Hoglund, 47, was fatally shot May 29, 1992 when he responded to a silent alarm and encountered five armed robbers fleeing a neighborhood market. He had been riding alone – as patrol officers typically do in the small city seven miles south of downtown Los Angeles – and had no chance to draw his gun.
A 16-year police veteran who left accounting because he loved the streets more than numbers, Hoglund is the first officer shot to death in the line-of-duty in the Maywood Police Department’s 68-year history.
Three men have been charged with murder and robbery in Hoglund’s death and were being held without bail while sheriff’s deputies hunt for two more suspects.
Even in deceptively safe Maywood, Hoglund was aware of his job’s risks but still found the work irresistible, a friend and co-worker told mourners.
“There’s a love only a police officer can experience and savor – the love he has for the streets,” said Sgt. Ed Robison, his voice breaking. “This lover can be cruel and harsh. She will knock you down, beat you up, and make you come back to it day-after-day.”

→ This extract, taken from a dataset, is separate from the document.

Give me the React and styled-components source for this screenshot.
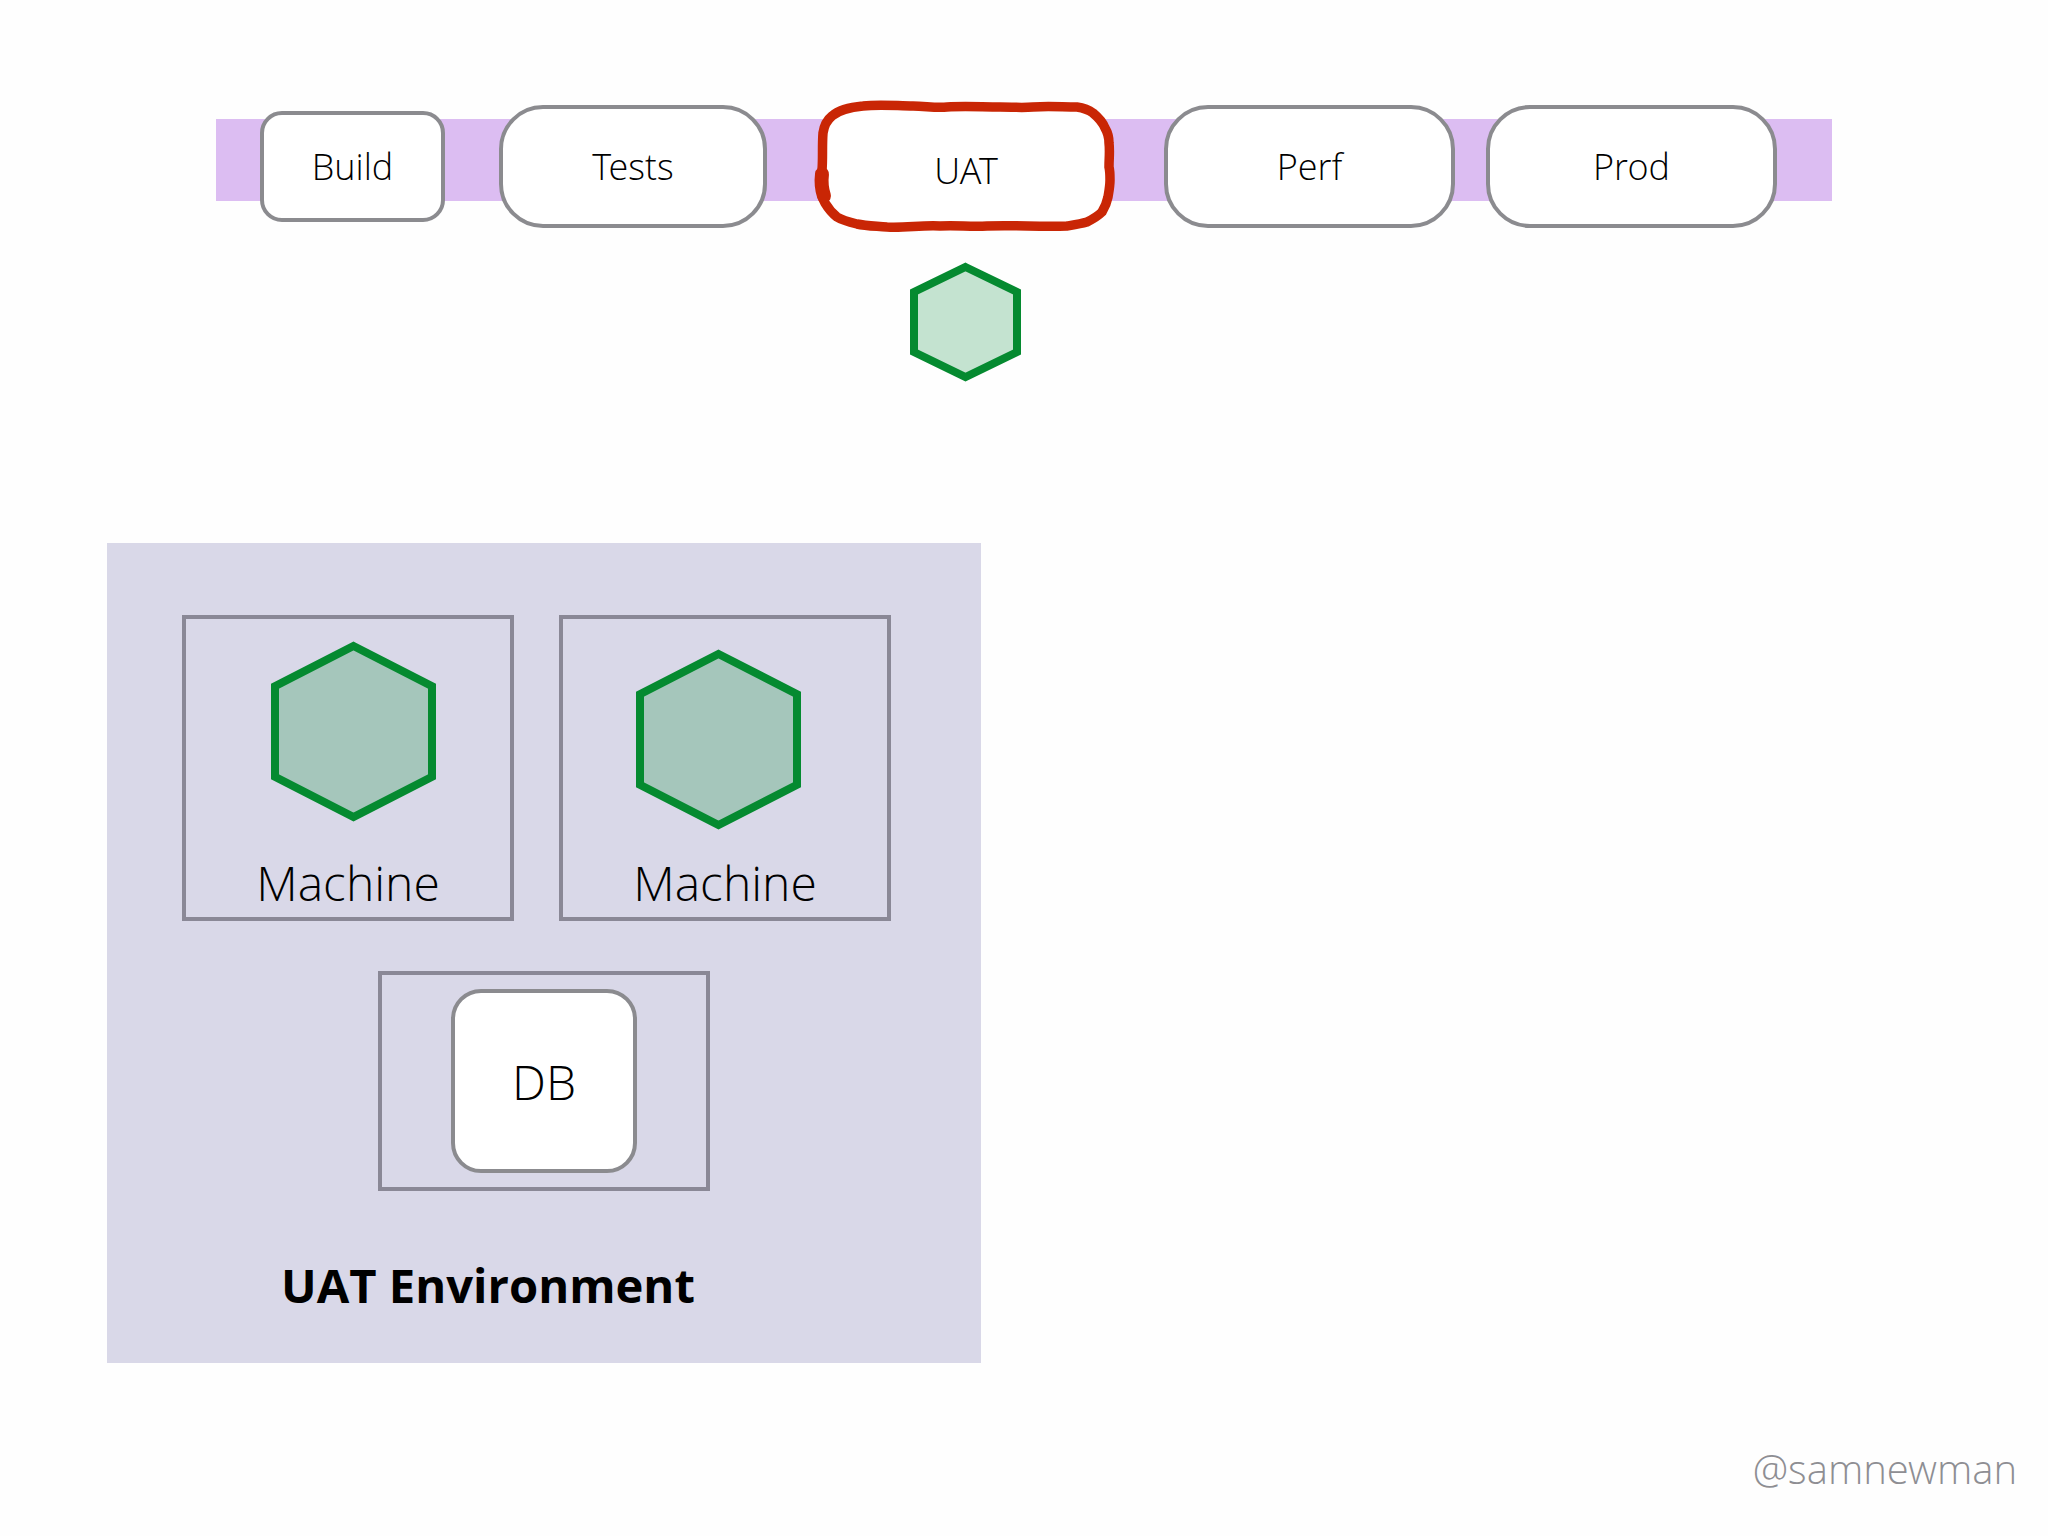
import React from 'react'
import styled, { createGlobalStyle } from 'styled-components'

const GlobalStyle = createGlobalStyle`
  html, body {
    margin: 0;
    padding: 0;
    background: #fefefe;
  }
  * {
    box-sizing: border-box;
  }
`

const stages = [
  { name: 'Build', width: 185, height: 111, radius: 22, gap: 54 },
  { name: 'Tests', width: 268, height: 123, radius: 44, gap: 53 },
  { name: 'UAT', width: 290, height: 123, radius: 44, gap: 54, active: true },
  { name: 'Perf', width: 291, height: 123, radius: 44, gap: 31 },
  { name: 'Prod', width: 291, height: 123, radius: 44, gap: 0 },
]

function Hexagon({ width, height, fill }) {
  const w = width
  const h = height
  const points = [
    [w / 2, 5],
    [w - 4, h * 0.25],
    [w - 4, h * 0.75],
    [w / 2, h - 5],
    [4, h * 0.75],
    [4, h * 0.25],
  ]
    .map((p) => p.join(','))
    .join(' ')
  return (
    <HexSvg width={w} height={h} viewBox={`0 0 ${w} ${h}`}>
      <polygon points={points} fill={fill} stroke="#058a30" strokeWidth="8" />
    </HexSvg>
  )
}

function App() {
  return (
    <Page>
      <GlobalStyle />
      <Pipeline>
        {stages.map((stage) => (
          <Stage
            key={stage.name}
            $width={stage.width}
            $height={stage.height}
            $radius={stage.radius}
            $gap={stage.gap}
            $active={stage.active}
          >
            {stage.name}
            {stage.active && (
              <Scribble width="310" height="140" viewBox="0 0 310 140">
                <path
                  d="M13 35C14 28 17 22 22 18 30 11 42 9 53 8 70 6 88 8 103 8 115 8 125 10 137 9 155 8 172 9 190 9 202 9 212 10 223 9 238 8 252 9 267 9 274 10 279 12 283 15 289 20 293 25 295 30 298 35 299 40 299 45 300 53 299 60 299 69 300 73 300 77 300 82 300 88 299 93 298 99 297 104 295 109 292 114 288 118 283 121 277 124 270 126 263 127 257 128 230 129 205 127 177 128 160 129 147 127 130 128 112 127 95 130 77 129 66 128 56 128 47 126 39 124 32 122 27 119 22 115 18 110 15 105 12 100 11 95 11 89 11 83 12 78 12 72 13 60 12 48 13 35Z"
                  fill="none"
                  stroke="#c92605"
                  strokeWidth="9.5"
                />
                <path d="M12 76C11 84 12 92 14 98" fill="none" stroke="#c92605" strokeWidth="14" strokeLinecap="round" />
              </Scribble>
            )}
          </Stage>
        ))}
      </Pipeline>

      <ArtifactSlot>
        <Hexagon width={111} height={120} fill="#c4e3d0" />
      </ArtifactSlot>

      <Environment>
        <MachineRow>
          <Machine $hexShift={5} $hexTop={26}>
            <Hexagon width={165} height={181} fill="#a5c6bb" />
            <MachineLabel>Machine</MachineLabel>
          </Machine>
          <Machine $hexShift={-7} $hexTop={34}>
            <Hexagon width={165} height={181} fill="#a5c6bb" />
            <MachineLabel>Machine</MachineLabel>
          </Machine>
        </MachineRow>
        <DbFrame>
          <DbCard>DB</DbCard>
        </DbFrame>
        <EnvironmentLabel>UAT Environment</EnvironmentLabel>
      </Environment>

      <Handle>@samnewman</Handle>
    </Page>
  )
}

export default App

const Page = styled.div`
  width: 2048px;
  height: 1536px;
  padding-top: 101px;
  overflow: hidden;
  background: #fefefe;
  font-family: "Open Sans Light", "Open Sans", "Noto Sans", sans-serif;
  font-weight: 300;
  color: #000;
  display: flex;
  flex-direction: column;
`

const Pipeline = styled.div`
  position: relative;
  flex: none;
  width: 1616px;
  height: 130px;
  margin-left: 216px;
  padding-left: 44px;
  display: flex;
  align-items: center;

  &::before {
    content: '';
    position: absolute;
    left: 0;
    right: 0;
    top: 18px;
    height: 82px;
    background: #dcbdf2;
  }
`

const Stage = styled.div`
  position: relative;
  flex: none;
  width: ${(p) => p.$width}px;
  height: ${(p) => p.$height}px;
  margin-right: ${(p) => p.$gap}px;
  border: ${(p) => (p.$active ? 'none' : '4px solid #8b8b8f')};
  border-radius: ${(p) => p.$radius}px;
  background: #fff;
  display: flex;
  align-items: center;
  justify-content: center;
  font-size: 36px;
  padding-top: ${(p) => (p.$active ? '8px' : '0')};
  padding-left: ${(p) => (p.$active ? '2px' : '0')};
`

const Scribble = styled.svg`
  position: absolute;
  left: -10px;
  top: -7px;
  pointer-events: none;
`

const HexSvg = styled.svg`
  display: block;
  flex: none;
`

const ArtifactSlot = styled.div`
  flex: none;
  margin-top: 31px;
  margin-left: 910px;
`

const Environment = styled.div`
  flex: none;
  width: 874px;
  height: 820px;
  margin-top: 161px;
  margin-left: 107px;
  padding-top: 72px;
  background: #d9d8e8;
  display: flex;
  flex-direction: column;
`

const MachineRow = styled.div`
  display: flex;
  gap: 45px;
  padding-left: 75px;
`

const Machine = styled.div`
  width: 332px;
  height: 306px;
  border: 4px solid #8a8896;
  display: flex;
  flex-direction: column;
  align-items: center;
  padding-top: ${(p) => p.$hexTop - 4}px;

  ${HexSvg} {
    transform: translateX(${(p) => p.$hexShift}px);
  }
`

const MachineLabel = styled.div`
  margin-top: auto;
  margin-bottom: 3px;
  font-size: 48px;
  line-height: 62px;
`

const DbFrame = styled.div`
  align-self: center;
  width: 332px;
  height: 220px;
  margin-top: 50px;
  border: 4px solid #8a8896;
  display: flex;
  align-items: center;
  justify-content: center;
`

const DbCard = styled.div`
  width: 186px;
  height: 184px;
  border: 4px solid #8b8b8f;
  border-radius: 30px;
  background: #fff;
  display: flex;
  align-items: center;
  justify-content: center;
  font-size: 48px;
`

const EnvironmentLabel = styled.div`
  margin-top: 63px;
  margin-left: 174px;
  font-family: "Open Sans", "Noto Sans", sans-serif;
  font-size: 47.2px;
  line-height: 62px;
  font-weight: 700;
`

const Handle = styled.div`
  margin-top: 79px;
  padding-right: 31px;
  text-align: right;
  font-size: 40px;
  line-height: 54px;
  color: #8e8e93;
`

“Last Friday, John Hoglund put on his badge and his gun and went out to meet his lover for the last time.”
But Robison and Nagy drew laughter as well as tears as they recalled the antics of the officer nicknamed Hogie. At times, Hoglund’s mother, three daughters and fiancee smiled and nodded as they sat together, holding hands.
A tireless worker who wrote so many traffic tickets that he was called Maywood’s secret weapon, Hoglund once chased three armed bandits down the Long Beach Freeway at such a rapid speed that he left Robison and other officers far behind. Then he got on his car radio and quipped, “It sure is getting lonely out here.”
“That was Hogie – cool and calm in the face of crisis,” Robison said. “If there’s any consolation to this tragedy it is knowing that Hogie died doing what he loved to do… He was a good cop.”
Nagy recalled a time when Hoglund’s co-workers paid him back for a practical joke by sewing shut his uniform’s pant legs and sleeves and then watching as he struggled to get dressed to rush off to a prearranged “emergency call.”
Though Hoglund’s funeral drew 2,500 mourners and bore the trappings of a formal police burial – solemn officers from around the state, police badges covered by black bands, a 500-vehicle procession – it was also marked by home-spun simplicity.
“I didn’t want to make this speech and still don’t,” said Ted Heidke, Maywood’s police chief. “This has been a very difficult time at Maywood,” he said. “We’re a very small department. We’re all really, truly a family.”
When Heidke presented Hoglund’s mother, Dorothy, with the flag that draped his coffin, she touched the chief’s cheek. Hoglund is also survived by his three daughters, Jeanette, 27; Deana, 22; and Laura, 19; and his fiancee, Theresa French, of Azusa.